Stored dataset items:
start

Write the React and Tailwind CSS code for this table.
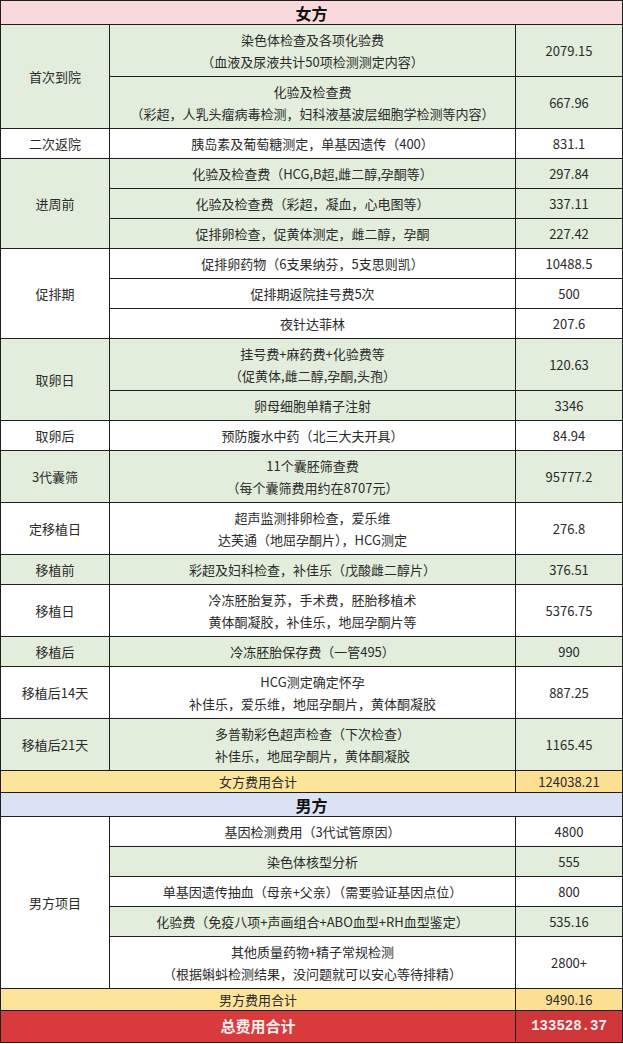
import React from "react";

const GREEN = "bg-[#e2eedb]";
const WHITE = "bg-white";

const female = [
  {
    label: "首次到院",
    bg: GREEN,
    items: [
      { lines: ["染色体检查及各项化验费", "（血液及尿液共计50项检测测定内容）"], value: "2079.15" },
      { lines: ["化验及检查费", "（彩超，人乳头瘤病毒检测，妇科液基波层细胞学检测等内容）"], value: "667.96" },
    ],
  },
  { label: "二次返院", bg: WHITE, items: [{ lines: ["胰岛素及葡萄糖测定，单基因遗传（400）"], value: "831.1" }] },
  {
    label: "进周前",
    bg: GREEN,
    items: [
      { lines: ["化验及检查费（HCG,B超,雌二醇,孕酮等）"], value: "297.84" },
      { lines: ["化验及检查费（彩超，凝血，心电图等）"], value: "337.11" },
      { lines: ["促排卵检查，促黄体测定，雌二醇，孕酮"], value: "227.42" },
    ],
  },
  {
    label: "促排期",
    bg: WHITE,
    items: [
      { lines: ["促排卵药物（6支果纳芬，5支思则凯）"], value: "10488.5" },
      { lines: ["促排期返院挂号费5次"], value: "500" },
      { lines: ["夜针达菲林"], value: "207.6" },
    ],
  },
  {
    label: "取卵日",
    bg: GREEN,
    items: [
      { lines: ["挂号费+麻药费+化验费等", "（促黄体,雌二醇,孕酮,头孢）"], value: "120.63" },
      { lines: ["卵母细胞单精子注射"], value: "3346" },
    ],
  },
  { label: "取卵后", bg: WHITE, items: [{ lines: ["预防腹水中药（北三大夫开具）"], value: "84.94" }] },
  { label: "3代囊筛", bg: GREEN, items: [{ lines: ["11个囊胚筛查费", "（每个囊筛费用约在8707元）"], value: "95777.2" }] },
  { label: "定移植日", bg: WHITE, items: [{ lines: ["超声监测排卵检查，爱乐维", "达芙通（地屈孕酮片），HCG测定"], value: "276.8" }] },
  { label: "移植前", bg: GREEN, items: [{ lines: ["彩超及妇科检查，补佳乐（戊酸雌二醇片）"], value: "376.51" }] },
  { label: "移植日", bg: WHITE, items: [{ lines: ["冷冻胚胎复苏，手术费，胚胎移植术", "黄体酮凝胶，补佳乐，地屈孕酮片等"], value: "5376.75" }] },
  { label: "移植后", bg: GREEN, items: [{ lines: ["冷冻胚胎保存费（一管495）"], value: "990" }] },
  { label: "移植后14天", bg: WHITE, items: [{ lines: ["HCG测定确定怀孕", "补佳乐，爱乐维，地屈孕酮片，黄体酮凝胶"], value: "887.25" }] },
  { label: "移植后21天", bg: GREEN, items: [{ lines: ["多普勒彩色超声检查（下次检查）", "补佳乐，地屈孕酮片，黄体酮凝胶"], value: "1165.45" }] },
];

const male = [
  {
    label: "男方项目",
    bg: WHITE,
    items: [
      { lines: ["基因检测费用（3代试管原因）"], value: "4800", bg: WHITE },
      { lines: ["染色体核型分析"], value: "555", bg: GREEN },
      { lines: ["单基因遗传抽血（母亲+父亲）（需要验证基因点位）"], value: "800", bg: WHITE },
      { lines: ["化验费（免疫八项+声画组合+ABO血型+RH血型鉴定）"], value: "535.16", bg: GREEN },
      { lines: ["其他质量药物+精子常规检测", "（根据蝌蚪检测结果，没问题就可以安心等待排精）"], value: "2800+", bg: WHITE },
    ],
  },
];

const SPAN = {
  1: "row-span-1",
  2: "row-span-2",
  3: "row-span-3",
  5: "row-span-5",
};

function Group({ g }) {
  return (
    <>
      <div className={`${SPAN[g.items.length]} col-start-1 ${g.bg} flex items-center justify-center text-[13px]`}>
        {g.label}
      </div>
      {g.items.map((it, i) => {
        const bg = it.bg || g.bg;
        const h = it.lines.length > 1 ? "h-[51px]" : "h-[29px]";
        return (
          <React.Fragment key={i}>
            <div className={`col-start-2 ${bg} ${h} flex flex-col items-center justify-center text-[13px] leading-[22px] text-center`}>
              {it.lines.map((l, j) => (
                <div key={j} className="whitespace-nowrap">{l}</div>
              ))}
            </div>
            <div className={`col-start-3 ${bg} ${h} flex items-center justify-center text-[13px]`}>{it.value}</div>
          </React.Fragment>
        );
      })}
    </>
  );
}

export default function App() {
  return (
    <div className="w-[623px] h-[1044px] bg-white" style={{ fontFamily: '"Noto Sans CJK SC", "Noto Sans", sans-serif' }}>
      <div className="w-[623px] grid grid-cols-[108px_405px_106px] gap-px bg-[#1e1e1e] border border-[#1e1e1e] text-[#2a2a2a]">
        <div className="col-span-3 h-[23px] bg-[#f8d9dc] flex items-center justify-center text-[16px] font-bold text-[#111]">
          女方
        </div>
        {female.map((g, i) => (
          <Group key={i} g={g} />
        ))}
        <div className="col-span-2 h-[21px] bg-[#fde49b] flex items-center justify-center text-[13px]">女方费用合计</div>
        <div className="h-[21px] bg-[#fddf93] flex items-center justify-center text-[13px]">124038.21</div>
        <div className="col-span-3 h-[23px] bg-[#dbe2f3] flex items-center justify-center text-[16px] font-bold text-[#111]">
          男方
        </div>
        {male.map((g, i) => (
          <Group key={i} g={g} />
        ))}
        <div className="col-span-2 h-[21px] bg-[#fde49b] flex items-center justify-center text-[13px]">男方费用合计</div>
        <div className="h-[21px] bg-[#fddf93] flex items-center justify-center text-[13px]">9490.16</div>
        <div className="col-span-2 h-[31px] bg-[#d93a3c] flex items-center justify-center text-[15px] font-bold text-[#fdeeee]">
          总费用合计
        </div>
        <div
          className="h-[31px] bg-[#cf3639] flex items-center justify-center text-[14px] font-bold text-[#fdeeee]"
          style={{ fontFamily: '"Liberation Mono", monospace' }}
        >
          133528.37
        </div>
      </div>
    </div>
  );
}
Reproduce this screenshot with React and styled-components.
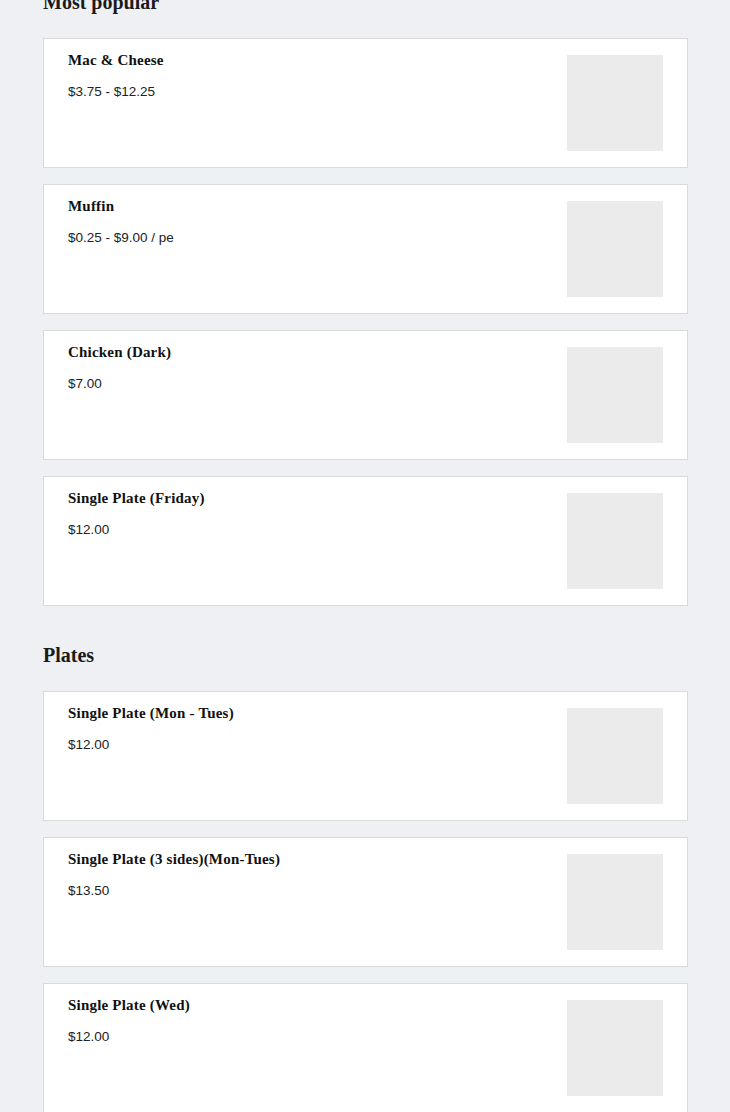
import React from "react";
import styled, { createGlobalStyle } from "styled-components";

const sections = [
  {
    title: "Most popular",
    items: [
      { name: "Mac & Cheese", price: "$3.75 - $12.25" },
      { name: "Muffin", price: "$0.25 - $9.00 / pe" },
      { name: "Chicken (Dark)", price: "$7.00" },
      { name: "Single Plate (Friday)", price: "$12.00" },
    ],
  },
  {
    title: "Plates",
    items: [
      { name: "Single Plate (Mon - Tues)", price: "$12.00" },
      { name: "Single Plate (3 sides)(Mon-Tues)", price: "$13.50" },
      { name: "Single Plate (Wed)", price: "$12.00" },
    ],
  },
];

const App = () => {
  return (
    <>
      <GlobalStyle />
      <Page>
        {sections.map((section) => (
          <Section key={section.title}>
            <Heading>{section.title}</Heading>
            <List>
              {section.items.map((item) => (
                <Card key={item.name}>
                  <Info>
                    <Title>{item.name}</Title>
                    <Price>{item.price}</Price>
                  </Info>
                  <Thumb />
                </Card>
              ))}
            </List>
          </Section>
        ))}
      </Page>
    </>
  );
};

export default App;

const GlobalStyle = createGlobalStyle`
  html, body {
    margin: 0;
    padding: 0;
    background: #eff0f3;
    overflow: hidden;
  }
`;

// page is scrolled a little: the first heading sits partly above the top edge
const Page = styled.div`
  margin-top: -12px;
  padding: 0 42px 0 43px;
  display: flex;
  flex-direction: column;
  gap: 35px;
`;

const Section = styled.section`
  display: flex;
  flex-direction: column;
  gap: 22px;
`;

const Heading = styled.h2`
  margin: 0;
  font-family: "Liberation Serif", serif;
  font-weight: 700;
  font-size: 20px;
  line-height: 28px;
  color: #1a1a1a;
`;

const List = styled.div`
  display: flex;
  flex-direction: column;
  gap: 16px;
`;

const Card = styled.div`
  display: flex;
  justify-content: space-between;
  align-items: flex-start;
  background: #fff;
  border: 1px solid #dadada;
  padding: 11px 24px 16px 24px;
`;

const Info = styled.div`
  display: flex;
  flex-direction: column;
  gap: 12px;
`;

const Title = styled.div`
  font-family: "Liberation Serif", serif;
  font-weight: 700;
  font-size: 15px;
  line-height: 20px;
  letter-spacing: 0.2px;
  color: #111;
`;

const Price = styled.div`
  font-family: "Liberation Sans", sans-serif;
  font-size: 13.5px;
  line-height: 20px;
  color: #222;
`;

const Thumb = styled.div`
  width: 96px;
  height: 96px;
  margin-top: 5px;
  background: #ebebeb;
  flex-shrink: 0;
`;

end

What you have to do:
Copy out every line where the word "styled" occurs.

Solution:
Reproduce this screenshot with React and styled-components.
import styled, { createGlobalStyle } from "styled-components";
const Page = styled.div`
const Section = styled.section`
const Heading = styled.h2`
const List = styled.div`
const Card = styled.div`
const Info = styled.div`
const Title = styled.div`
const Price = styled.div`
const Thumb = styled.div`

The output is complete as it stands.